Transcribe each line of the material as it is, and drop any picture.

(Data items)
◇ ◇ ◇
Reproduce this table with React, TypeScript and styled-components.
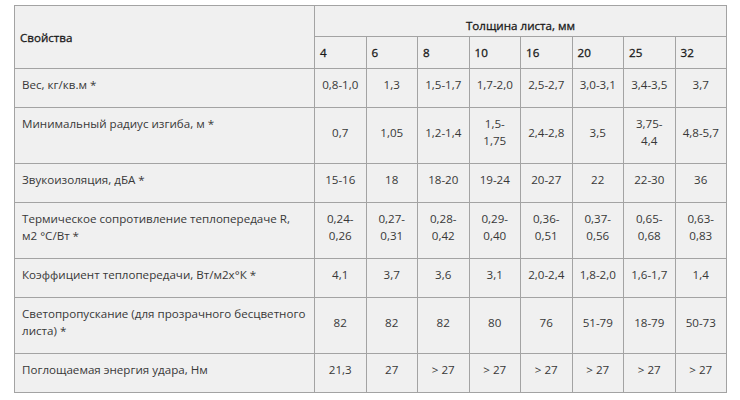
import styled, { createGlobalStyle } from "styled-components";

const GlobalStyle = createGlobalStyle`
  body {
    margin: 0;
    background: #ffffff;
    font-family: "Open Sans", "Noto Sans", sans-serif;
  }
`;

const thicknesses = ["4", "6", "8", "10", "16", "20", "25", "32"];

type Row = { label: string; values: string[] };

const rows: Row[] = [
  {
    label: "Вес, кг/кв.м *",
    values: ["0,8-1,0", "1,3", "1,5-1,7", "1,7-2,0", "2,5-2,7", "3,0-3,1", "3,4-3,5", "3,7"],
  },
  {
    label: "Минимальный радиус изгиба, м *",
    values: ["0,7", "1,05", "1,2-1,4", "1,5-\n1,75", "2,4-2,8", "3,5", "3,75-\n4,4", "4,8-5,7"],
  },
  {
    label: "Звукоизоляция, дБА *",
    values: ["15-16", "18", "18-20", "19-24", "20-27", "22", "22-30", "36"],
  },
  {
    label: "Термическое сопротивление теплопередаче R,\nм2 °С/Вт *",
    values: [
      "0,24-\n0,26",
      "0,27-\n0,31",
      "0,28-\n0,42",
      "0,29-\n0,40",
      "0,36-\n0,51",
      "0,37-\n0,56",
      "0,65-\n0,68",
      "0,63-\n0,83",
    ],
  },
  {
    label: "Коэффициент теплопередачи, Вт/м2х°К *",
    values: ["4,1", "3,7", "3,6", "3,1", "2,0-2,4", "1,8-2,0", "1,6-1,7", "1,4"],
  },
  {
    label: "Светопропускание (для прозрачного бесцветного\nлиста) *",
    values: ["82", "82", "82", "80", "76", "51-79", "18-79", "50-73"],
  },
  {
    label: "Поглощаемая энергия удара, Нм",
    values: ["21,3", "27", "> 27", "> 27", "> 27", "> 27", "> 27", "> 27"],
  },
];

const Page = styled.div`
  padding: 5px 14px;
`;

const Table = styled.table`
  width: 713px;
  border-collapse: collapse;
  table-layout: fixed;
  background: #f0f0f0;
  color: #383838;
  font-size: 11.6px;
`;

const HeadCell = styled.th<{ $align?: "left" | "center"; $top?: boolean }>`
  border: 1px solid #a3a3a3;
  padding: ${(p) => (p.$top ? "11px 6px 2px" : "7px 5px")};
  line-height: 17px;
  font-weight: 400;
  color: #1a1a1a;
  -webkit-text-stroke: 0.3px #1a1a1a;
  text-align: ${(p) => p.$align ?? "left"};
  vertical-align: middle;
`;

const LabelCell = styled.td`
  border: 1px solid #a3a3a3;
  padding: 7px 2px 14px 7px;
  line-height: 17px;
  white-space: pre-line;
  vertical-align: top;
`;

const ValueCell = styled.td`
  border: 1px solid #a3a3a3;
  padding: 7px 2px 14px;
  line-height: 17px;
  white-space: pre-line;
  text-align: center;
  vertical-align: middle;
`;

export default function App() {
  return (
    <Page>
      <GlobalStyle />
      <Table>
        <colgroup>
          <col style={{ width: 300 }} />
          {thicknesses.map((t) => (
            <col key={t} />
          ))}
        </colgroup>
        <thead>
          <tr>
            <HeadCell rowSpan={2}>Свойства</HeadCell>
            <HeadCell colSpan={8} $align="center" $top>
              Толщина листа, мм
            </HeadCell>
          </tr>
          <tr>
            {thicknesses.map((t) => (
              <HeadCell key={t}>{t}</HeadCell>
            ))}
          </tr>
        </thead>
        <tbody>
          {rows.map((row) => (
            <tr key={row.label}>
              <LabelCell>{row.label}</LabelCell>
              {row.values.map((v, i) => (
                <ValueCell key={i}>{v}</ValueCell>
              ))}
            </tr>
          ))}
        </tbody>
      </Table>
    </Page>
  );
}
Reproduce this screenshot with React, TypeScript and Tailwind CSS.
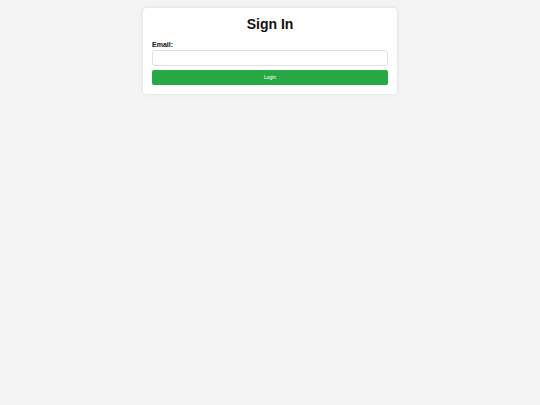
export default function App() {
  return (
    <div className="min-h-[405px] w-full bg-[#f4f4f4] flex justify-center pt-[8px]" style={{ fontFamily: '"Liberation Sans", Arial, sans-serif' }}>
      <div className="w-[254px] h-[86px] bg-white rounded-[4px] shadow-[0_0_4px_rgba(0,0,0,0.1)] px-[9px] pt-[7px]">
        <h1 className="text-center text-[14px] leading-[18px] font-bold text-[#111]">Sign In</h1>
        <label className="block mt-[8px] text-[7px] leading-[8px] font-bold text-[#111]">Email:</label>
        <input className="block mt-[1px] w-full h-[16px] border border-[#e0e0e0] rounded-[3px] bg-white outline-none" />
        <button className="block mt-[4px] w-full h-[15px] bg-[#28a745] rounded-[2px] text-white text-[5px] leading-[15px]">Login</button>
      </div>
    </div>
  );
}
◇ ◇ ◇
◆ **Complete output**:
Reproduce this table with React, TypeScript and styled-components.
import styled, { createGlobalStyle } from "styled-components";

const GlobalStyle = createGlobalStyle`
  body {
    margin: 0;
    background: #ffffff;
    font-family: "Open Sans", "Noto Sans", sans-serif;
  }
`;

const thicknesses = ["4", "6", "8", "10", "16", "20", "25", "32"];

type Row = { label: string; values: string[] };

const rows: Row[] = [
  {
    label: "Вес, кг/кв.м *",
    values: ["0,8-1,0", "1,3", "1,5-1,7", "1,7-2,0", "2,5-2,7", "3,0-3,1", "3,4-3,5", "3,7"],
  },
  {
    label: "Минимальный радиус изгиба, м *",
    values: ["0,7", "1,05", "1,2-1,4", "1,5-\n1,75", "2,4-2,8", "3,5", "3,75-\n4,4", "4,8-5,7"],
  },
  {
    label: "Звукоизоляция, дБА *",
    values: ["15-16", "18", "18-20", "19-24", "20-27", "22", "22-30", "36"],
  },
  {
    label: "Термическое сопротивление теплопередаче R,\nм2 °С/Вт *",
    values: [
      "0,24-\n0,26",
      "0,27-\n0,31",
      "0,28-\n0,42",
      "0,29-\n0,40",
      "0,36-\n0,51",
      "0,37-\n0,56",
      "0,65-\n0,68",
      "0,63-\n0,83",
    ],
  },
  {
    label: "Коэффициент теплопередачи, Вт/м2х°К *",
    values: ["4,1", "3,7", "3,6", "3,1", "2,0-2,4", "1,8-2,0", "1,6-1,7", "1,4"],
  },
  {
    label: "Светопропускание (для прозрачного бесцветного\nлиста) *",
    values: ["82", "82", "82", "80", "76", "51-79", "18-79", "50-73"],
  },
  {
    label: "Поглощаемая энергия удара, Нм",
    values: ["21,3", "27", "> 27", "> 27", "> 27", "> 27", "> 27", "> 27"],
  },
];

const Page = styled.div`
  padding: 5px 14px;
`;

const Table = styled.table`
  width: 713px;
  border-collapse: collapse;
  table-layout: fixed;
  background: #f0f0f0;
  color: #383838;
  font-size: 11.6px;
`;

const HeadCell = styled.th<{ $align?: "left" | "center"; $top?: boolean }>`
  border: 1px solid #a3a3a3;
  padding: ${(p) => (p.$top ? "11px 6px 2px" : "7px 5px")};
  line-height: 17px;
  font-weight: 400;
  color: #1a1a1a;
  -webkit-text-stroke: 0.3px #1a1a1a;
  text-align: ${(p) => p.$align ?? "left"};
  vertical-align: middle;
`;

const LabelCell = styled.td`
  border: 1px solid #a3a3a3;
  padding: 7px 2px 14px 7px;
  line-height: 17px;
  white-space: pre-line;
  vertical-align: top;
`;

const ValueCell = styled.td`
  border: 1px solid #a3a3a3;
  padding: 7px 2px 14px;
  line-height: 17px;
  white-space: pre-line;
  text-align: center;
  vertical-align: middle;
`;

export default function App() {
  return (
    <Page>
      <GlobalStyle />
      <Table>
        <colgroup>
          <col style={{ width: 300 }} />
          {thicknesses.map((t) => (
            <col key={t} />
          ))}
        </colgroup>
        <thead>
          <tr>
            <HeadCell rowSpan={2}>Свойства</HeadCell>
            <HeadCell colSpan={8} $align="center" $top>
              Толщина листа, мм
            </HeadCell>
          </tr>
          <tr>
            {thicknesses.map((t) => (
              <HeadCell key={t}>{t}</HeadCell>
            ))}
          </tr>
        </thead>
        <tbody>
          {rows.map((row) => (
            <tr key={row.label}>
              <LabelCell>{row.label}</LabelCell>
              {row.values.map((v, i) => (
                <ValueCell key={i}>{v}</ValueCell>
              ))}
            </tr>
          ))}
        </tbody>
      </Table>
    </Page>
  );
}
Reproduce this screenshot with React, TypeScript and Tailwind CSS.
export default function App() {
  return (
    <div className="min-h-[405px] w-full bg-[#f4f4f4] flex justify-center pt-[8px]" style={{ fontFamily: '"Liberation Sans", Arial, sans-serif' }}>
      <div className="w-[254px] h-[86px] bg-white rounded-[4px] shadow-[0_0_4px_rgba(0,0,0,0.1)] px-[9px] pt-[7px]">
        <h1 className="text-center text-[14px] leading-[18px] font-bold text-[#111]">Sign In</h1>
        <label className="block mt-[8px] text-[7px] leading-[8px] font-bold text-[#111]">Email:</label>
        <input className="block mt-[1px] w-full h-[16px] border border-[#e0e0e0] rounded-[3px] bg-white outline-none" />
        <button className="block mt-[4px] w-full h-[15px] bg-[#28a745] rounded-[2px] text-white text-[5px] leading-[15px]">Login</button>
      </div>
    </div>
  );
}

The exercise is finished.